CV howlers

cv mistakes“I have guts, drive, ambition and heart, which is probably more than a lot of the drones that you have working for you.”

For Employers, a good CV is the difference between going into the ‘Yes’ pile or the bin. If you’re going for a part time or flexible job, then you need to prove you can work more efficiently whilst under pressure, without sacrificing the quality. CV’s are your ‘shop window’, so it’s crucial you don’t have any errors. We’ve done some research to find the best CV howlers so you don’t make the same mistake. 

Don’t rely on spell check

Just one letter can make all the difference:

  • Reason for leaving last job: maturity leave.

  • Horse rideing, like going pub when havent got my kids. looking after kids and doing stuff with them when they anit at school.

  • Career break in 1999 to renovate my horse.

  • Am a perfectionist and rarely if if ever forget details.

  • I’m intrested to here more about that. I’m working today in a furniture factory as a drawer.

  • Enjoy cooking Chinese and Italians.

  • Received a plague for Salesperson of the Year.

  • Job Duties: “Answer phones, file papers, respond to customer e-mails, take odors.”

What are you trying to say?!

Always use plain English. Making things complicated can lead to nonsensical sentences and is also ripe for misinterpretation.

  • I am about to enrol on a Business and Finance Degree with the Open University. I feel that this qualification will prove detrimental to me for future success.

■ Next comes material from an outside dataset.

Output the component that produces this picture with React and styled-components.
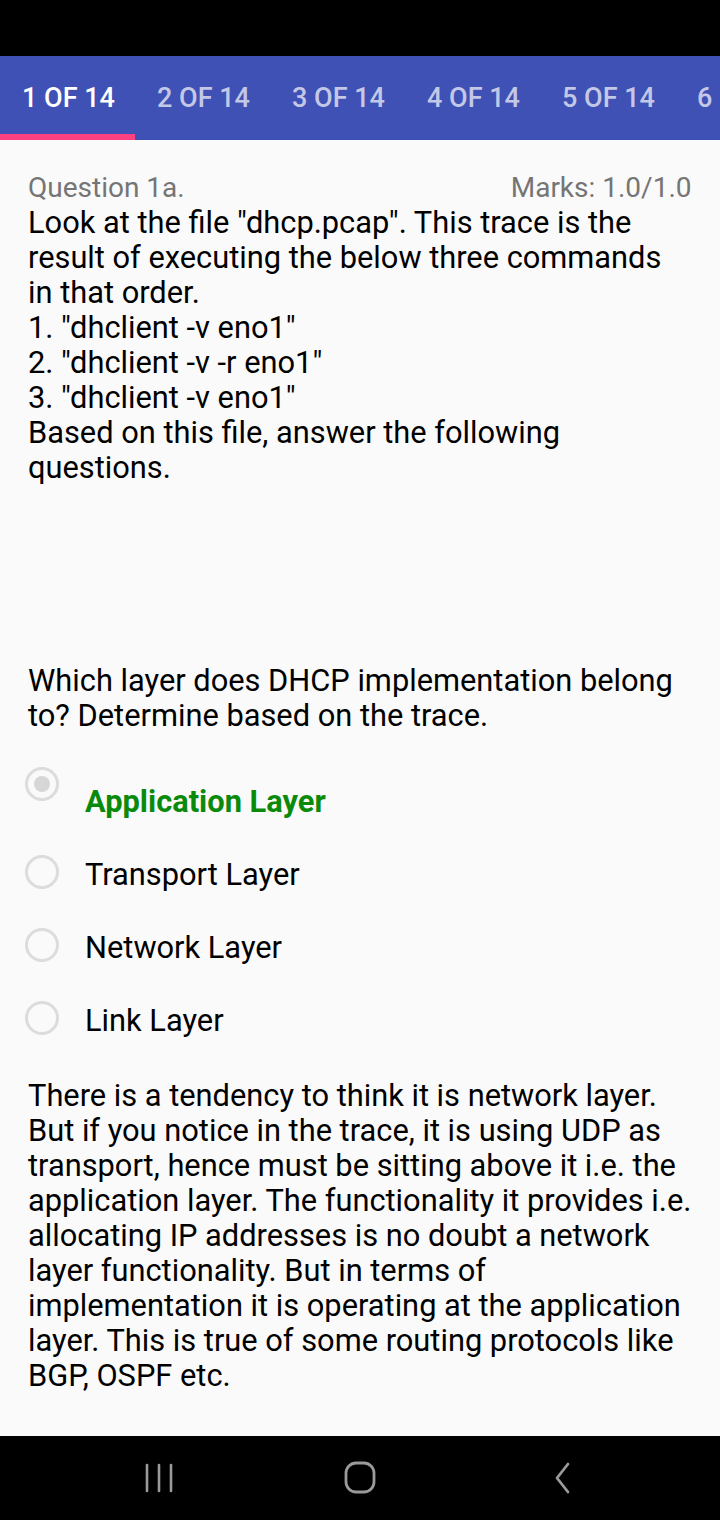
import React from 'react'
import styled, { createGlobalStyle } from 'styled-components'

const GlobalStyle = createGlobalStyle`
  html, body { margin: 0; padding: 0; background: #fafafa; }
  body { font-family: Roboto, "Noto Sans", sans-serif; }
`

const tabs = ['1 OF 14', '2 OF 14', '3 OF 14', '4 OF 14', '5 OF 14', '6 OF 14']

const options = [
  { label: 'Application Layer', selected: true },
  { label: 'Transport Layer' },
  { label: 'Network Layer' },
  { label: 'Link Layer' },
]

const App = () => {
  return <Screen>
    <GlobalStyle />
    <StatusBar />
    <TabBar>
      {tabs.map((t, i) => <Tab key={t} active={i === 0}>{t}</Tab>)}
    </TabBar>
    <Content>
      <Header>
        <span>Question 1a.</span>
        <span>Marks: 1.0/1.0</span>
      </Header>
      <Paragraph>
        Look at the file "dhcp.pcap". This trace is the result of executing the below three commands in that order.<br />
        1. "dhclient -v eno1"<br />
        2. "dhclient -v -r eno1"<br />
        3. "dhclient -v eno1"<br />
        Based on this file, answer the following questions.
      </Paragraph>
      <Prompt>Which layer does DHCP implementation belong to? Determine based on the trace.</Prompt>
      <Options>
        {options.map(o => <Option key={o.label} selected={o.selected}>
          <Radio selected={o.selected} />
          <OptionLabel selected={o.selected}>{o.label}</OptionLabel>
        </Option>)}
      </Options>
      <Paragraph>
        There is a tendency to think it is network layer. But if you notice in the trace, it is using UDP as transport, hence must be sitting above it i.e. the application layer. The functionality it provides i.e. allocating IP addresses is no doubt a network layer functionality. But in terms of implementation it is operating at the application layer. This is true of some routing protocols like BGP, OSPF etc.
      </Paragraph>
    </Content>
    <NavBar>
      <NavSlot>
        <svg width="30" height="30" viewBox="0 0 30 30">
          <g stroke="#9a9a9a" strokeWidth="2.6" strokeLinecap="round">
            <line x1="3" y1="2" x2="3" y2="28" />
            <line x1="15" y1="2" x2="15" y2="28" />
            <line x1="27" y1="2" x2="27" y2="28" />
          </g>
        </svg>
      </NavSlot>
      <NavSlot>
        <svg width="34" height="34" viewBox="0 0 34 34">
          <rect x="3" y="2" width="28" height="29" rx="10" fill="none" stroke="#9a9a9a" strokeWidth="2.8" />
        </svg>
      </NavSlot>
      <NavSlot>
        <svg width="30" height="34" viewBox="0 0 30 34">
          <polyline points="22,3 11,17 22,31" fill="none" stroke="#9a9a9a" strokeWidth="2.8" strokeLinecap="round" strokeLinejoin="round" />
        </svg>
      </NavSlot>
    </NavBar>
  </Screen>
}

const Screen = styled.div`
  width: 720px;
  height: 1520px;
  display: flex;
  flex-direction: column;
  background: #fafafa;
  overflow: hidden;
`

const StatusBar = styled.div`
  height: 56px;
  background: #000;
  flex-shrink: 0;
`

const TabBar = styled.div`
  height: 84px;
  background: #3f51b5;
  display: flex;
  flex-shrink: 0;
  overflow: hidden;
`

const Tab = styled.div`
  flex: 0 0 135px;
  box-sizing: border-box;
  padding-left: 22px;
  display: flex;
  align-items: center;
  font-size: 27px;
  font-weight: 500;
  white-space: nowrap;
  overflow: hidden;
  color: ${p => p.active ? '#ffffff' : 'rgba(255,255,255,0.7)'};
  border-bottom: 6px solid ${p => p.active ? '#ff4081' : 'transparent'};
  padding-top: 6px;
`

const Content = styled.div`
  flex: 1;
  padding: 30px 28.5px 0 28px;
  color: #000;
`

const Header = styled.div`
  display: flex;
  justify-content: space-between;
  font-size: 28px;
  line-height: 35px;
  color: #757575;
`

const Paragraph = styled.p`
  margin: 0;
  font-size: 30.8px;
  line-height: 35px;
`

const Prompt = styled(Paragraph)`
  margin-top: 178px;
`

const Options = styled.div`
  display: flex;
  flex-direction: column;
  margin: 26px 0 24px -3px;
`

const Option = styled.div`
  display: flex;
  align-items: ${p => p.selected ? 'flex-start' : 'center'};
  height: ${p => p.selected ? '76px' : '73px'};
`

const Radio = styled.div`
  width: 34px;
  height: 34px;
  box-sizing: border-box;
  border-radius: 50%;
  border: 3px solid #dcdcdc;
  flex-shrink: 0;
  position: relative;
  margin-right: 26px;
  margin-top: ${p => p.selected ? '8px' : '0'};
  &::after {
    content: '';
    display: ${p => p.selected ? 'block' : 'none'};
    position: absolute;
    left: 6px;
    top: 6px;
    width: 16px;
    height: 16px;
    border-radius: 50%;
    background: #d6d6d6;
  }
`

const OptionLabel = styled.span`
  font-size: 30.8px;
  font-weight: ${p => p.selected ? 700 : 400};
  color: ${p => p.selected ? '#0a8a0a' : '#000'};
  padding-top: ${p => p.selected ? '24px' : '6px'};
`

const NavBar = styled.div`
  height: 84px;
  background: #000;
  flex-shrink: 0;
  display: flex;
  align-items: center;
  justify-content: center;
`

const NavSlot = styled.div`
  width: 201px;
  display: flex;
  justify-content: center;
  align-items: center;
`

export default App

  • Time is very valuable and it should be always used to achieve optimum results and I believe it should not be played around with.

  • I belive that weakness is the first level of strength, given the right attitude and driving force. My school advised me to fix my punctuality…

Employers really don’t need to know that

You have to sell yourself, but don’t be too honest and, whatever you do, don’t over-share.

  • Objective: “To become Overlord of the Galaxy!”

  • Finished eighth in my class of ten.

  • It’s best for employers that I not work with people.

  • Let’s meet, so you can ‘ooh’ and ‘aah’ over my experience.

  • I have an excellent track record, although I am not a horse.

  • I have become completely paranoid, trusting completely no one and absolutely nothing.

  • Personal interests: donating blood. Fourteen gallons so far.

  • Marital status: often. Children: various.

“I am very bad about time and don’t mind admitting it. Having to arrive at a certain hour doesn’t make sense to me. What does make sense is that I do the job. Any company that insists upon rigid time schedules will find me a nightmare.”